When the patient’s daughter was deemed by a local court to have authority to make health care decisions on behalf of her father, with the aim of compelling the hospital to continue all treatments, TRINITAS appealed the verdict to the Appellate Division of the Superior Court of New Jersey. The patient passed away in May 2009, while the case was still being considered.

Germana still considers the case one of the most interesting of his career—and one of the most informative.

“There were people who believed that Trinitas was trying to unilaterally and unjustly pull life support, or that the hospital was doing it for financial reasons. Nothing could be further from the truth,” Germana reflects. “Our organization is one of the biggest providers of charity health care services in New Jersey. The issue was simple: Should providers be forced to give care they feel is no longer medically indicated? We didn’t believe it then, and we still don’t believe it now.”

Trying as the job can often be, it’s one that Germana wouldn’t trade for anything. But he still never planned on being a lawyer.

The mission

“As far back as elementary school, I wanted to become a dentist. But I couldn’t hack organic chemistry,” Germana recalls with a laugh. “I was just always being pulled into that world—the medical world.”

Sam Germana – Trinitas Regional Medical Center Vanguard Law Magazine

After earning degrees from Stony Brook (B.A. in psychology) and The New School (MPS in health services administration), Germana began his career as an administrator at his undergrad alma mater, where he helped open new units in the university’s hospital.

Determined to bolster his bona fides, Germana enrolled at Touro College’s Jacob D. Fuchsberg Law Center in 1991. After four years of “burning the candle at both ends”—working at Stony Brook by day, attending classes at night—Germana earned his J.D. in 1995.

The method

Following a four-year run as assistant general counsel for Staten Island University Hospital, Germana joined Trinitas in 2002. Today, it’s one of the few remaining independent hospitals in New Jersey—a status that lends Germana’s role a unique flavor.

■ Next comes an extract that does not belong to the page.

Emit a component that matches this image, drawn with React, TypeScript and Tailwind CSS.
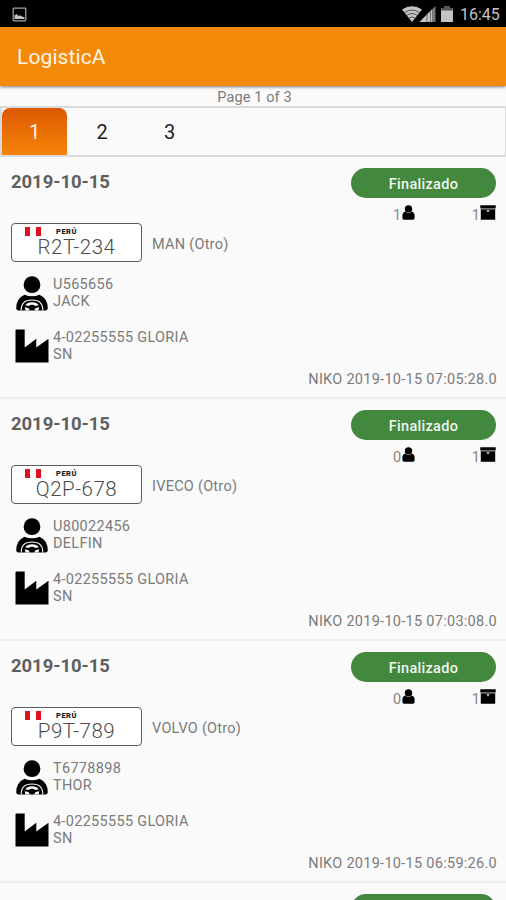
import React from 'react';

type Entry = {
  plate: string;
  brand: string;
  people: number;
  boxes: number;
  code: string;
  driver: string;
  stamp: string;
};

const entries: Entry[] = [
  { plate: 'R2T-234', brand: 'MAN (Otro)', people: 1, boxes: 1, code: 'U565656', driver: 'JACK', stamp: '07:05:28.0' },
  { plate: 'Q2P-678', brand: 'IVECO (Otro)', people: 0, boxes: 1, code: 'U80022456', driver: 'DELFIN', stamp: '07:03:08.0' },
  { plate: 'P9T-789', brand: 'VOLVO (Otro)', people: 0, boxes: 1, code: 'T6778898', driver: 'THOR', stamp: '06:59:26.0' },
];

function StatusBar() {
  return (
    <div className="flex h-[27px] shrink-0 items-center justify-between bg-black pl-3 pr-[5px] text-[#c4c4c4]">
      <svg width="15" height="15" viewBox="0 0 15 15" className="mt-px">
        <rect x="1.2" y="1.2" width="12.6" height="12.6" rx="0.8" fill="none" stroke="#a8a8a8" strokeWidth="1.2" />
        <path d="M2.5 12V8.5L4.5 7l2 2 1.5-.8L10 9.5l2.500 .8V12Z" fill="#c4c4c4" />
      </svg>
      <div className="flex items-center">
        <svg width="54" height="18" viewBox="0 0 54 18" className="mr-[5px]">
          <path d="M1 4.500Q11 -2 21 4.500L11 17Z" fill="#c4c4c4" />
          <path d="M3.500 7.500Q11 2.500 18.500 7.500M5.800 10.300Q11 6.800 16.200 10.300M8 13Q11 11 14 13" fill="none" stroke="#333" strokeWidth="0.8" />
          <path d="M18.500 17L34.500 1V17Z" fill="#777" />
          <path d="M18.500 17L31 4.500V17Z" fill="#c4c4c4" />
          <path d="M26 8v9M29.500 5v12" stroke="#333" strokeWidth="0.6" />
          <path d="M43 1h6v2h3v3H40V3h3Z" fill="#555" />
          <path d="M40 5.500h12V17H40Z" fill="#c4c4c4" />
        </svg>
        <span className="w-[41px] whitespace-nowrap pt-[2px] text-[16px] leading-[25px]">16:45</span>
      </div>
    </div>
  );
}

function PersonIcon() {
  return (
    <svg width="13" height="15" viewBox="0 0 13 15">
      <circle cx="6.500" cy="3.900" r="3.700" />
      <path d="M3.300 6.500Q6.500 9.500 9.700 6.500Q12.600 7.400 12.600 10.500V13Q12.600 14.700 11 14.700H2Q.4 14.700 .4 13V10.500Q.4 7.400 3.300 6.500Z" />
    </svg>
  );
}

function BoxIcon() {
  return (
    <svg width="16" height="15" viewBox="0 0 16 15">
      <path d="M.3 .3H15.700V3.600H.3ZM.8 4.200H15.200V14.700H.8Z" />
      <path d="M.8 3.900H15.200" stroke="#666" strokeWidth="0.6" />
      <path d="M6.200 5.300H9.800L8 7.400Z" fill="#ddd" />
    </svg>
  );
}

function DriverIcon() {
  return (
    <svg width="34" height="35" viewBox="0 0 34 35">
      <circle cx="17" cy="8.700" r="8.400" />
      <path d="M1.200 32.500Q1 22.500 9.500 18.700Q17 22 24.500 18.700Q33 22.500 32.800 32.500Q32.500 34.500 30.500 34.500H3.500Q1.500 34.500 1.200 32.500Z" />
      <path d="M6.200 34.500Q6 24 17 24Q28 24 27.800 34.500" fill="none" stroke="#fafafa" strokeWidth="1.100" />
      <path d="M10.200 29.300Q12 26.300 17 26.300Q22 26.300 23.800 29.300L20.300 30Q17 27.500 13.700 30Z" fill="#fafafa" />
      <path d="M9.700 31.200L13.300 32 15 34.500H10.500ZM24.300 31.200L20.700 32 19 34.500H23.500Z" fill="#fafafa" />
    </svg>
  );
}

function FactoryIcon() {
  return (
    <svg width="34" height="34" viewBox="0 0 34 34">
      <path d="M1 .5H9.700V18.500L21.300 9.800V18.500L33.500 9.800V33.500H.5V1Z" />
    </svg>
  );
}

function Plate({ text }: { text: string }) {
  return (
    <div className="flex h-[39px] w-[131px] flex-col rounded-[4px] border border-[#5c5c5c] bg-white pt-[3px]">
      <div className="flex h-[9px] shrink-0 pl-[13px]">
        <span className="w-[5px] bg-[#dc1420]" />
        <span className="ml-[6px] w-[5px] bg-[#dc1420]" />
        <span className="ml-[15px] text-[7.500px] font-black leading-[9px] tracking-[0.5px] text-[#222]">PERÚ</span>
      </div>
      <span className="text-center text-[20.500px] font-light leading-[23px] tracking-[0.5px] text-[#4c4c4c]">{text}</span>
    </div>
  );
}

function RowHeading() {
  return <h2 className="text-[18.500px] font-bold leading-[28px] tracking-[-0.060px] text-[#5f5f5f]">2019-10-15</h2>;
}

function StatusPill() {
  return (
    <div className="h-[30px] shrink-0 rounded-full bg-[#43883f] text-center text-[14.500px] font-medium leading-[33px] tracking-[0.300px] text-[#f0f6ef]">
      Finalizado
    </div>
  );
}

function Row({ item }: { item: Entry }) {
  return (
    <article className="flex h-[242px] shrink-0 flex-col border-b-2 border-[#eeeeee] pl-[11px] pr-[9px] pt-[11px]">
      <div className="flex h-[55px] justify-between">
        <RowHeading />
        <div className="mr-px flex w-[145px] flex-col">
          <StatusPill />
          <div className="mt-[7px] flex h-[17px] justify-between pl-[42px] text-[14.500px] leading-[21px] text-[#858585]">
            <div className="flex gap-px"><span>{item.people}</span><PersonIcon /></div>
            <div className="flex"><span>{item.boxes}</span><BoxIcon /></div>
          </div>
        </div>
      </div>
      <div className="flex items-center gap-[11px]">
        <Plate text={item.plate} />
        <span className="-ml-px pt-[4px] text-[14.500px] leading-[18px] tracking-[0.250px] text-[#7b7b7b]">{item.brand}</span>
      </div>
      <div className="mt-[14px] flex h-[37px] gap-[4px] pl-[4px] text-[14.500px] leading-[17px] tracking-[0.300px] text-[#7b7b7b]">
        <DriverIcon />
        <div>{item.code}<br />{item.driver}</div>
      </div>
      <div className="mt-[16px] flex h-[35px] gap-[4px] pl-[4px] text-[14.500px] leading-[17px] tracking-[0.300px] text-[#7b7b7b]">
        <FactoryIcon />
        <div>4-02255555 GLORIA<br />SN</div>
      </div>
      <div className="mt-[7px] text-right text-[14.500px] leading-[18px] tracking-[0.280px] text-[#7b7b7b]">NIKO 2019-10-15 {item.stamp}</div>
    </article>
  );
}

export default function App() {
  return (
    <main className="flex h-[900px] w-[506px] flex-col overflow-hidden bg-[#fafafa] font-[Roboto,sans-serif]">
      <StatusBar />
      <header className="z-10 h-[59px] shrink-0 bg-[#f48908] pl-[17px] text-[21px] leading-[61px] tracking-[0.1px] text-[#fff5e6] shadow-[0_1px_3px_rgba(0,0,0,0.5)]">LogisticA</header>
      <div className="h-[20px] shrink-0 pl-[3px] text-center text-[14.500px] leading-[24px] tracking-[0.1px] text-[#7b7b7b]">Page 1 of 3</div>
      <nav className="flex h-[51px] shrink-0 border-2 border-r-1 border-[#dadada] text-center text-[20px] leading-[49px] text-[#222]">
        <span className="w-[65px] rounded-t-[8px] bg-linear-to-b from-[#dc5702] to-[#f58408] text-[#fff0df]">1</span>
        <span className="w-[70px]">2</span>
        <span className="w-[65px]">3</span>
      </nav>
      {entries.map((item) => <Row key={item.plate} item={item} />)}
      <article className="flex h-[17px] shrink-0 justify-between overflow-hidden pl-[11px] pr-[10px] pt-[11px]">
        <RowHeading />
        <div className="w-[145px]"><StatusPill /></div>
      </article>
    </main>
  );
}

Since opening its doors following a two-hospital merger in 2000, strategic affiliations have been key to the organization’s success. When Trinitas partnered with a nearby provider to take on its pediatric patients in 2008, it was Germana’s job to review the agreement. Ditto when Trinitas created a new medical school affiliation in 2018.

More recently, Germana has been increasingly focused on helping Trinitas achieve designation as a Level II Trauma Center, allowing it to administer definitive care for all injured patients—a process that’s required regular interfacing with the Department of Health.

It’s the kind of scope that would seem to preclude any attempt at moonlighting. Apparently, Germana found that a hard habit to kick: Since 2009, he’s served as an adjunct professor for a number of local colleges, teaching both health law and general business management courses.

“Whenever I’m teaching a new class, I always try and weave this in: The bottom line is the bottom line,” Germana says. “A good lawyer is always thinking about how the organization’s finances are impacted by what they do. In health care, you can never lose sight of the mandate to provide the best patient care possible. Building a better legal department is key to that greater goal.”